If Rooney's ability remains real enough – and his ability to link with Welbeck was registered magnificently in a recent game against Everton – so does his wretched England tournament record that has so desperately betrayed his sublimely arresting arrival in Euro 2004 in Portugal.

That level of performance for England has been painfully elusive for most of the intervening time but still there is the sense – underlined by Hodgson's endorsement – that he can play for England on pretty much his own terms.

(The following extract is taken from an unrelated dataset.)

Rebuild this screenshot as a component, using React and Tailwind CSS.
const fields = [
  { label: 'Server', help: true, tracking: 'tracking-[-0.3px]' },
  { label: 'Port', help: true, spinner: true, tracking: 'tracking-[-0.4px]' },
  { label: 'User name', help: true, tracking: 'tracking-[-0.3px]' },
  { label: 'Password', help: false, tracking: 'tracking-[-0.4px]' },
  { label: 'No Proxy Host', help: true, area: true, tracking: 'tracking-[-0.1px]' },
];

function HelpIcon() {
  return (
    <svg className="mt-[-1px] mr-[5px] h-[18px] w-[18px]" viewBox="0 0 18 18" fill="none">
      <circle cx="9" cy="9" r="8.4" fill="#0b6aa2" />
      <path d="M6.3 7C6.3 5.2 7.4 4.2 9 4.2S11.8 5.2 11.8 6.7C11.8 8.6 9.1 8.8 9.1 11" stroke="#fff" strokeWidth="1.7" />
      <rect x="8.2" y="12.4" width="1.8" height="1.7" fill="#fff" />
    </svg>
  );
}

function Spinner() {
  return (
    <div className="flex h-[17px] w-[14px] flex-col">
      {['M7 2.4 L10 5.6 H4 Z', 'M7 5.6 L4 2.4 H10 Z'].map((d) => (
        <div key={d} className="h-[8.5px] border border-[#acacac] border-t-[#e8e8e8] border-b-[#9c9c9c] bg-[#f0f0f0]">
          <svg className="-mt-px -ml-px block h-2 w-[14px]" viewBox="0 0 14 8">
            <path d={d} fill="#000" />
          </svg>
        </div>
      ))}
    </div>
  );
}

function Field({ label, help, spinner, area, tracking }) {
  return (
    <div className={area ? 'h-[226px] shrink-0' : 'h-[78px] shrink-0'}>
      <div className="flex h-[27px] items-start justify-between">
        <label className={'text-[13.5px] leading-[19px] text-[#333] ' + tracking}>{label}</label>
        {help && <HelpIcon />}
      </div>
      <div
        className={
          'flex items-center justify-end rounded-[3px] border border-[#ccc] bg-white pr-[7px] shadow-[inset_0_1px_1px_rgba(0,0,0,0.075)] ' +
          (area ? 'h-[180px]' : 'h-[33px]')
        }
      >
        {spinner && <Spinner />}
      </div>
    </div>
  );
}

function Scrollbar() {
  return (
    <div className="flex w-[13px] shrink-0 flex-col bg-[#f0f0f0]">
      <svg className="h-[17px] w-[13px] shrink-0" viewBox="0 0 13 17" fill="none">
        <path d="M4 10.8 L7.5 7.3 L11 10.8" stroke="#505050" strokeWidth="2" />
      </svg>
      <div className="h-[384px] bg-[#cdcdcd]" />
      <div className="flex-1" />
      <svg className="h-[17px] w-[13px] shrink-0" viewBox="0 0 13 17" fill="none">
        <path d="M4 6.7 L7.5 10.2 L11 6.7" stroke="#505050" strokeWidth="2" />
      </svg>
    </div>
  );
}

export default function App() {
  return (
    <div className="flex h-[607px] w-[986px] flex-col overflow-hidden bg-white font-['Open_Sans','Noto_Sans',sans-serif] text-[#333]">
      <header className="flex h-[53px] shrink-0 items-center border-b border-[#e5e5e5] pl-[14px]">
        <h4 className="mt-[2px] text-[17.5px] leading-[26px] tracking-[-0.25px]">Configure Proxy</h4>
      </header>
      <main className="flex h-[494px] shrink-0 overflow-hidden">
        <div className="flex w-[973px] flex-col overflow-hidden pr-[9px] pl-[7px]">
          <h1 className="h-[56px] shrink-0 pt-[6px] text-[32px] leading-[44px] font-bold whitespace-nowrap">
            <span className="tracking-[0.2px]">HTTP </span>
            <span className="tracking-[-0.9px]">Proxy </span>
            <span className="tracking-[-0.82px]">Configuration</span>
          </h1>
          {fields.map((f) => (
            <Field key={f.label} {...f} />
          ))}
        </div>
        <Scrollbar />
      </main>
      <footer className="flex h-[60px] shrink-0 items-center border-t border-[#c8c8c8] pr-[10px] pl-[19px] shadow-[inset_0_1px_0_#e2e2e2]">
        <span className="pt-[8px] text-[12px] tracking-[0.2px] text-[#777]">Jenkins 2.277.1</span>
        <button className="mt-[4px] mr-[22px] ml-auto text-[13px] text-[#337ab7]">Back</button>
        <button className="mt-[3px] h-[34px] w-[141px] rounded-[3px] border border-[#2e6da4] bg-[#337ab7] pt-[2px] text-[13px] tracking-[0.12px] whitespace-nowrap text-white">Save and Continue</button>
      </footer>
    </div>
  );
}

For the moment at least, though, England continue to operate as a team who have seen the future – however limited it may be in terms of personal expression – and suspect that it might just work. Captain Steven Gerrard was rated England's man of the match by the French sports bible L'Equipe, and Joleon Lescott's ubiquitous work and headed goal earned him the same high rating of 7, a total which the sports professors in Paris tend to hand out as though it is as precious as a rare gem.

They were somewhat less generous towards Young, despite his lacerating through-ball from which James Milner might have scored, the guileful running of Welbeck and the intelligent energy of Oxlade-Chamberlain, none of whom earned more than four. No doubt they will live with such disappointment. They can certainly tell themselves they are doing their bit for fighting England. We can only hope that Rooney will be able to say something similar when the fanfare finally stops. It will certainly be time for an ace in the hole rather than a joker in the pack.